DEC Reminds New Yorkers of State Law Restricting Use of Lawn Fertilizers Containing Phosphorus

The New York State Department of Environmental Conservation is urging New Yorkers to be mindful of a new state law that limits the percentage of phosphorus in lawn fertilizers and restricts the time of year and locations where fertilizers can be used. The fertilizer provisions of the NYS Dishwasher Detergent and Nutrient Runoff Law went into effect on January 1.

The new restrictions, affecting those who want to fertilize their lawns this spring, will reduce the quantity of phosphorus entering the state’s waters, diminishing the degradation to ponds, rivers, lakes and streams.
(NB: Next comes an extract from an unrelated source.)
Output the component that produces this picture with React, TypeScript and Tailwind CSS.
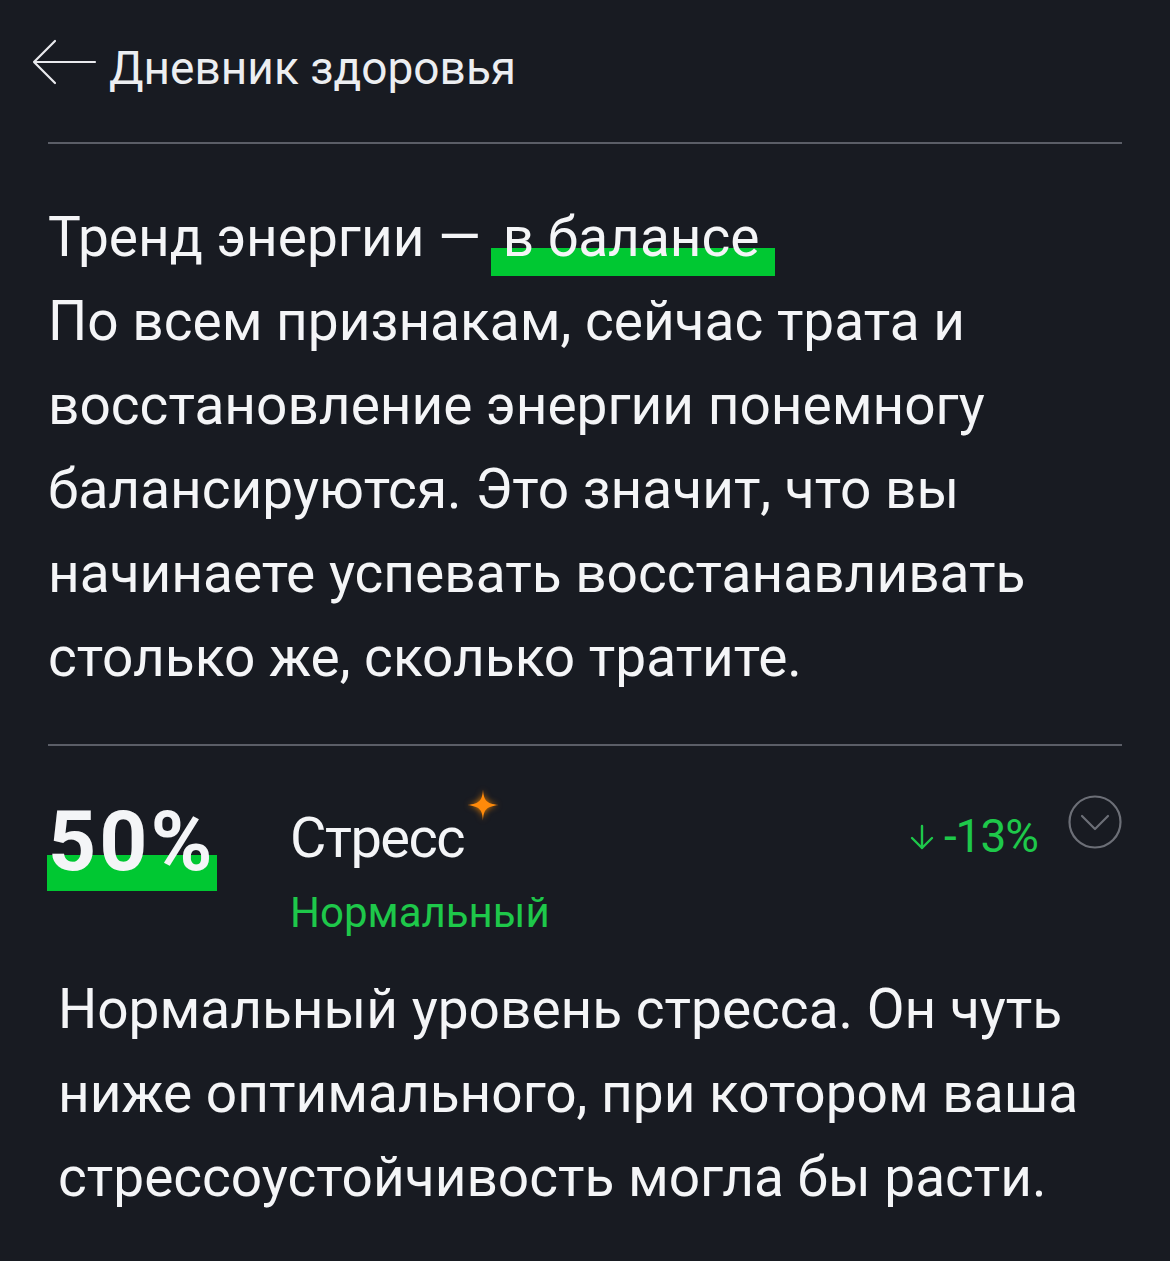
import React from 'react';

const GREEN = '#00c832';
const TEXT_GREEN = '#1ec84a';

const BackArrow: React.FC = () => (
  <svg width="66" height="46" viewBox="0 0 66 46" fill="none" stroke="#e9eaee" strokeWidth={2.2} strokeLinecap="round" strokeLinejoin="round">
    <path d="M64 23H3M24 2L3 23l21 21" />
  </svg>
);

const Sparkle: React.FC = () => (
  <svg width="34" height="34" viewBox="0 0 24 24" className="drop-shadow-[0_0_3px_rgba(255,140,0,0.9)]">
    <path
      d="M12 1C12.6 8.6 14 10.8 23 12C14 13.2 12.6 15.4 12 23C11.4 15.4 10 13.2 1 12C10 10.8 11.4 8.6 12 1Z"
      fill="#ff8a0a"
    />
  </svg>
);

const DownArrow: React.FC = () => (
  <svg width="24" height="26" viewBox="0 0 24 26" fill="none" stroke={TEXT_GREEN} strokeWidth={2.4} strokeLinecap="round" strokeLinejoin="round">
    <path d="M12 2v22M2 14l10 10 10-10" />
  </svg>
);

const ChevronCircle: React.FC = () => (
  <svg width="54" height="54" viewBox="0 0 54 54" fill="none" stroke="#6c6f77" strokeWidth={2.2} strokeLinecap="round" strokeLinejoin="round">
    <circle cx="27" cy="27" r="25.5" />
    <path d="M14 21l13 13 13-13" />
  </svg>
);

export default function App() {
  return (
    <div
      className="min-h-screen bg-[#181b22] text-[#f4f5f7]"
      style={{ fontFamily: 'Roboto, "Noto Sans", sans-serif' }}
    >
      {/* Top bar */}
      <header className="flex items-center h-[142px] pl-[31px] pb-[6px]">
        <span className="mb-[12px]">
          <BackArrow />
        </span>
        <h1 className="ml-[12px] text-[46px] leading-none text-[#eceef1]">Дневник здоровья</h1>
      </header>

      <div className="mx-12 h-[2px] bg-[#5b5e67]" />

      {/* Energy trend */}
      <section className="px-12 pt-[51px] pb-[45px] text-[55px] leading-[84px]">
        <p>
          Тренд энергии <span className="tracking-[4px]">—</span>{' '}
          <span className="relative inline-block ml-[4px]">
            <span className="absolute -left-3 -right-[15px] top-[53px] h-[28px]" style={{ background: GREEN }} />
            <span className="relative">в балансе</span>
          </span>
        </p>
        <p>
          По всем признакам, сейчас трата и восстановление энергии понемногу балансируются. Это значит, что вы
          начинаете успевать восстанавливать столько же, сколько тратите.
        </p>
      </section>

      <div className="mx-12 h-[2px] bg-[#5b5e67]" />

      {/* Stress metric */}
      <section className="pt-[54px] px-12">
        <div className="flex items-start">
          <div className="w-[242px] shrink-0">
            <div className="relative inline-block">
              <span className="absolute -left-px right-[-2px] top-[55px] h-[36px]" style={{ background: GREEN }} />
              <span className="relative block text-[84px] font-bold leading-none tracking-[3px]">50%</span>
            </div>
          </div>

          <div className="flex-1">
            <div className="mt-[8px] text-[56px] leading-[60px] tracking-[-1.5px]">
              <span className="relative">
                Стресс
                <span className="absolute left-full ml-[2px] -top-[17px]">
                  <Sparkle />
                </span>
              </span>
            </div>
            <div className="mt-[20px] text-[42px] leading-[50px]" style={{ color: TEXT_GREEN }}>
              Нормальный
            </div>
          </div>

          <div className="mt-[13px] flex items-center text-[46px] leading-none tracking-[-1px]" style={{ color: TEXT_GREEN }}>
            <span className="mr-[10px] mt-[2px]">
              <DownArrow />
            </span>
            -13%
          </div>
          <div className="ml-[30px] -mt-[5px]">
            <ChevronCircle />
          </div>
        </div>

        <p className="mt-[29px] pl-[10px] pr-4 text-[55px] leading-[84px]">
          Нормальный уровень стресса. Он чуть ниже оптимального, при котором ваша стрессоустойчивость могла бы
          расти.
        </p>
      </section>
    </div>
  );
}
Under the new provisions of the law, the use of phosphorus fertilizer on lawns or non-agricultural turf is restricted. Only lawn fertilizer with less than 0.67 percent by weight phosphate content may be applied legally. Application of any fertilizer containing nitrogen, phosphorus or potassium on lawns or non-agricultural turf is prohibited between December 1 and April 1. Application of any fertilizer on lawns or non-agricultural turf within 20 feet of a water body or on paved surfaces is restricted. Retailers must display phosphorus fertilizer separately from phosphorus-free fertilizer and must post signs notifying customers of the terms of the law.

Phosphorus is carried to ponds, rivers, lakes and streams from lawn areas by stormwater runoff. Phosphorus in water has been linked to reductions in oxygen necessary for fish to breathe, algae that turn waterbodies green and algae and algae by-products that degrade drinking water.

Over 70 waterbodies used for drinking water, fisheries or recreation in New York are impaired or negatively affected due to phosphorus including: portions of Lake Ontario, Lake Champlain, Onondaga Lake, New York City drinking water reservoirs, the Chesapeake Bay Watershed and many other smaller ponds and lakes.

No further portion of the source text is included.